DATA SHOWN:
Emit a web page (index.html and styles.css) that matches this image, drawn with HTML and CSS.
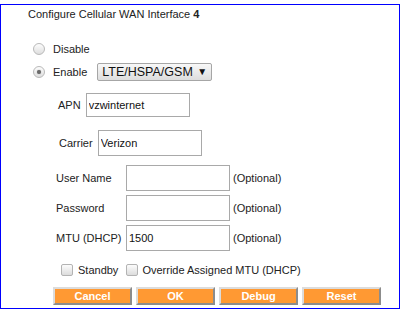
FILE: index.html
```html
<!DOCTYPE html>
<html lang="en">
    <head>
        <meta charset="utf-8"/>
        <title>Configure Cellular WAN Interface</title>
        <link rel="stylesheet" href="styles.css">
    </head>
    <body>
        <div class="panel">
            <div class="title">Configure Cellular WAN Interface <b>4</b></div>

            <label class="radio-row row-disable">
                <input type="radio" name="state" value="disable">
                <span>Disable</span>
            </label>
            <div class="radio-row row-enable">
                <label class="radio-label">
                    <input type="radio" name="state" value="enable" checked>
                    <span>Enable</span>
                </label>
                <span class="select-wrap">
                    <select class="mode">
                        <option>LTE/HSPA/GSM</option>
                    </select>
                </span>
            </div>

            <div class="field row-apn">
                <label>APN</label>
                <input type="text" class="text apn" value="vzwinternet">
            </div>
            <div class="field row-carrier">
                <label>Carrier</label>
                <input type="text" class="text carrier" value="Verizon">
            </div>

            <div class="opt-rows">
                <div class="opt">
                    <label>User Name</label>
                    <input type="text" class="text">
                    <span>(Optional)</span>
                </div>
                <div class="opt">
                    <label>Password</label>
                    <input type="password" class="text">
                    <span>(Optional)</span>
                </div>
                <div class="opt">
                    <label>MTU (DHCP)</label>
                    <input type="text" class="text" value="1500">
                    <span>(Optional)</span>
                </div>
            </div>

            <div class="checks">
                <label class="check"><input type="checkbox"><span>Standby</span></label>
                <label class="check"><input type="checkbox"><span>Override Assigned MTU (DHCP)</span></label>
            </div>

            <div class="buttons">
                <button class="btn">Cancel</button>
                <button class="btn">OK</button>
                <button class="btn">Debug</button>
                <button class="btn">Reset</button>
            </div>
        </div>
    </body>
</html>
```

FILE: styles.css
```css
html, body {
    margin: 0;
    padding: 0;
    font-family: "Liberation Sans", Arial, sans-serif;
    font-size: 11px;
    color: #222;
    background: #fff;
}

.panel {
    margin-top: 4px;
    width: 398px;
    height: 303px;
    border: 1px solid #0000ff;
    display: flex;
    flex-direction: column;
}

.title {
    padding: 3px 0 0 27px;
    line-height: 13px;
}

.title b {
    font-weight: bold;
}

/* radio rows */
.radio-row {
    display: flex;
    align-items: center;
    height: 20px;
    padding-left: 32px;
}

.row-disable {
    margin-top: 18px;
}

.row-enable {
    margin-top: 3px;
}

.radio-label {
    display: flex;
    align-items: center;
}

input[type="radio"] {
    appearance: none;
    -webkit-appearance: none;
    margin: 0 8px 0 0;
    width: 12px;
    height: 12px;
    border-radius: 50%;
    border: 1px solid #b9b9b9;
    background: linear-gradient(#fdfdfd, #dedede);
    box-sizing: border-box;
    position: relative;
}

input[type="radio"]:checked::after {
    content: "";
    position: absolute;
    left: 3px;
    top: 3px;
    width: 4px;
    height: 4px;
    border-radius: 50%;
    background: #6a6a6a;
    box-shadow: 0 0 1px #888;
}

.select-wrap {
    position: relative;
    margin-left: 10px;
    display: inline-block;
}

.select-wrap::after {
    content: "\25BC";
    position: absolute;
    right: 5px;
    top: 3px;
    font-size: 10px;
    color: #111;
    pointer-events: none;
}

select.mode {
    appearance: none;
    -webkit-appearance: none;
    width: 115px;
    height: 18px;
    margin: 0;
    padding: 0 0 0 4px;
    font-family: "Liberation Sans", Arial, sans-serif;
    font-size: 12.5px;
    color: #111;
    border: 1px solid #a6a6a6;
    border-radius: 2px;
    background: linear-gradient(#f8f8f8, #dddddd);
}

/* text fields */
.text {
    box-sizing: border-box;
    width: 104px;
    height: 26px;
    margin: 0;
    padding: 0 2px;
    border: 1px solid #a9a9a9;
    font-family: "Liberation Sans", Arial, sans-serif;
    font-size: 11px;
    color: #111;
    background: #fff;
}

.field {
    display: flex;
    align-items: center;
    gap: 5px;
}

.row-apn {
    margin-top: 11px;
    padding-left: 57px;
}

.row-apn .text {
    height: 24px;
}

.row-carrier {
    margin-top: 13px;
    padding-left: 58px;
}

.opt-rows {
    margin-top: 9px;
    padding-left: 55px;
    display: flex;
    flex-direction: column;
    gap: 4px;
}

.opt {
    display: flex;
    align-items: center;
}

.opt label {
    width: 70px;
}

.opt span {
    margin-left: 3px;
}

/* checkboxes */
.checks {
    margin-top: 11px;
    padding-left: 60px;
    height: 16px;
    display: flex;
    align-items: center;
    gap: 8px;
}

.check {
    display: flex;
    align-items: center;
}

input[type="checkbox"] {
    appearance: none;
    -webkit-appearance: none;
    margin: 0 5px 0 0;
    width: 12px;
    height: 12px;
    box-sizing: border-box;
    border: 1px solid #b3b3b3;
    border-radius: 2px;
    background: linear-gradient(#fcfcfc, #dcdcdc);
}

.check + .check input[type="checkbox"] {
    margin-right: 4px;
}

/* buttons */
.buttons {
    margin-top: 9px;
    padding-left: 52px;
    display: flex;
    gap: 4px;
}

.btn {
    box-sizing: border-box;
    width: 79px;
    height: 18px;
    margin: 0;
    padding: 0;
    background: #ff9933;
    border: 2px solid;
    border-color: #dcdcdc #8c8c8c #8c8c8c #dcdcdc;
    color: #fff;
    font-family: "Liberation Sans", Arial, sans-serif;
    font-size: 11px;
    font-weight: bold;
    cursor: pointer;
}
```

TASK REQUIREMENTS: Your task is an exact transcription of all the data, minus the pictures.

RESPONSE BELOW:
Emit a web page (index.html and styles.css) that matches this image, drawn with HTML and CSS.
FILE: index.html
```html
<!DOCTYPE html>
<html lang="en">
    <head>
        <meta charset="utf-8"/>
        <title>Configure Cellular WAN Interface</title>
        <link rel="stylesheet" href="styles.css">
    </head>
    <body>
        <div class="panel">
            <div class="title">Configure Cellular WAN Interface <b>4</b></div>

            <label class="radio-row row-disable">
                <input type="radio" name="state" value="disable">
                <span>Disable</span>
            </label>
            <div class="radio-row row-enable">
                <label class="radio-label">
                    <input type="radio" name="state" value="enable" checked>
                    <span>Enable</span>
                </label>
                <span class="select-wrap">
                    <select class="mode">
                        <option>LTE/HSPA/GSM</option>
                    </select>
                </span>
            </div>

            <div class="field row-apn">
                <label>APN</label>
                <input type="text" class="text apn" value="vzwinternet">
            </div>
            <div class="field row-carrier">
                <label>Carrier</label>
                <input type="text" class="text carrier" value="Verizon">
            </div>

            <div class="opt-rows">
                <div class="opt">
                    <label>User Name</label>
                    <input type="text" class="text">
                    <span>(Optional)</span>
                </div>
                <div class="opt">
                    <label>Password</label>
                    <input type="password" class="text">
                    <span>(Optional)</span>
                </div>
                <div class="opt">
                    <label>MTU (DHCP)</label>
                    <input type="text" class="text" value="1500">
                    <span>(Optional)</span>
                </div>
            </div>

            <div class="checks">
                <label class="check"><input type="checkbox"><span>Standby</span></label>
                <label class="check"><input type="checkbox"><span>Override Assigned MTU (DHCP)</span></label>
            </div>

            <div class="buttons">
                <button class="btn">Cancel</button>
                <button class="btn">OK</button>
                <button class="btn">Debug</button>
                <button class="btn">Reset</button>
            </div>
        </div>
    </body>
</html>
```

FILE: styles.css
```css
html, body {
    margin: 0;
    padding: 0;
    font-family: "Liberation Sans", Arial, sans-serif;
    font-size: 11px;
    color: #222;
    background: #fff;
}

.panel {
    margin-top: 4px;
    width: 398px;
    height: 303px;
    border: 1px solid #0000ff;
    display: flex;
    flex-direction: column;
}

.title {
    padding: 3px 0 0 27px;
    line-height: 13px;
}

.title b {
    font-weight: bold;
}

/* radio rows */
.radio-row {
    display: flex;
    align-items: center;
    height: 20px;
    padding-left: 32px;
}

.row-disable {
    margin-top: 18px;
}

.row-enable {
    margin-top: 3px;
}

.radio-label {
    display: flex;
    align-items: center;
}

input[type="radio"] {
    appearance: none;
    -webkit-appearance: none;
    margin: 0 8px 0 0;
    width: 12px;
    height: 12px;
    border-radius: 50%;
    border: 1px solid #b9b9b9;
    background: linear-gradient(#fdfdfd, #dedede);
    box-sizing: border-box;
    position: relative;
}

input[type="radio"]:checked::after {
    content: "";
    position: absolute;
    left: 3px;
    top: 3px;
    width: 4px;
    height: 4px;
    border-radius: 50%;
    background: #6a6a6a;
    box-shadow: 0 0 1px #888;
}

.select-wrap {
    position: relative;
    margin-left: 10px;
    display: inline-block;
}

.select-wrap::after {
    content: "\25BC";
    position: absolute;
    right: 5px;
    top: 3px;
    font-size: 10px;
    color: #111;
    pointer-events: none;
}

select.mode {
    appearance: none;
    -webkit-appearance: none;
    width: 115px;
    height: 18px;
    margin: 0;
    padding: 0 0 0 4px;
    font-family: "Liberation Sans", Arial, sans-serif;
    font-size: 12.5px;
    color: #111;
    border: 1px solid #a6a6a6;
    border-radius: 2px;
    background: linear-gradient(#f8f8f8, #dddddd);
}

/* text fields */
.text {
    box-sizing: border-box;
    width: 104px;
    height: 26px;
    margin: 0;
    padding: 0 2px;
    border: 1px solid #a9a9a9;
    font-family: "Liberation Sans", Arial, sans-serif;
    font-size: 11px;
    color: #111;
    background: #fff;
}

.field {
    display: flex;
    align-items: center;
    gap: 5px;
}

.row-apn {
    margin-top: 11px;
    padding-left: 57px;
}

.row-apn .text {
    height: 24px;
}

.row-carrier {
    margin-top: 13px;
    padding-left: 58px;
}

.opt-rows {
    margin-top: 9px;
    padding-left: 55px;
    display: flex;
    flex-direction: column;
    gap: 4px;
}

.opt {
    display: flex;
    align-items: center;
}

.opt label {
    width: 70px;
}

.opt span {
    margin-left: 3px;
}

/* checkboxes */
.checks {
    margin-top: 11px;
    padding-left: 60px;
    height: 16px;
    display: flex;
    align-items: center;
    gap: 8px;
}

.check {
    display: flex;
    align-items: center;
}

input[type="checkbox"] {
    appearance: none;
    -webkit-appearance: none;
    margin: 0 5px 0 0;
    width: 12px;
    height: 12px;
    box-sizing: border-box;
    border: 1px solid #b3b3b3;
    border-radius: 2px;
    background: linear-gradient(#fcfcfc, #dcdcdc);
}

.check + .check input[type="checkbox"] {
    margin-right: 4px;
}

/* buttons */
.buttons {
    margin-top: 9px;
    padding-left: 52px;
    display: flex;
    gap: 4px;
}

.btn {
    box-sizing: border-box;
    width: 79px;
    height: 18px;
    margin: 0;
    padding: 0;
    background: #ff9933;
    border: 2px solid;
    border-color: #dcdcdc #8c8c8c #8c8c8c #dcdcdc;
    color: #fff;
    font-family: "Liberation Sans", Arial, sans-serif;
    font-size: 11px;
    font-weight: bold;
    cursor: pointer;
}
```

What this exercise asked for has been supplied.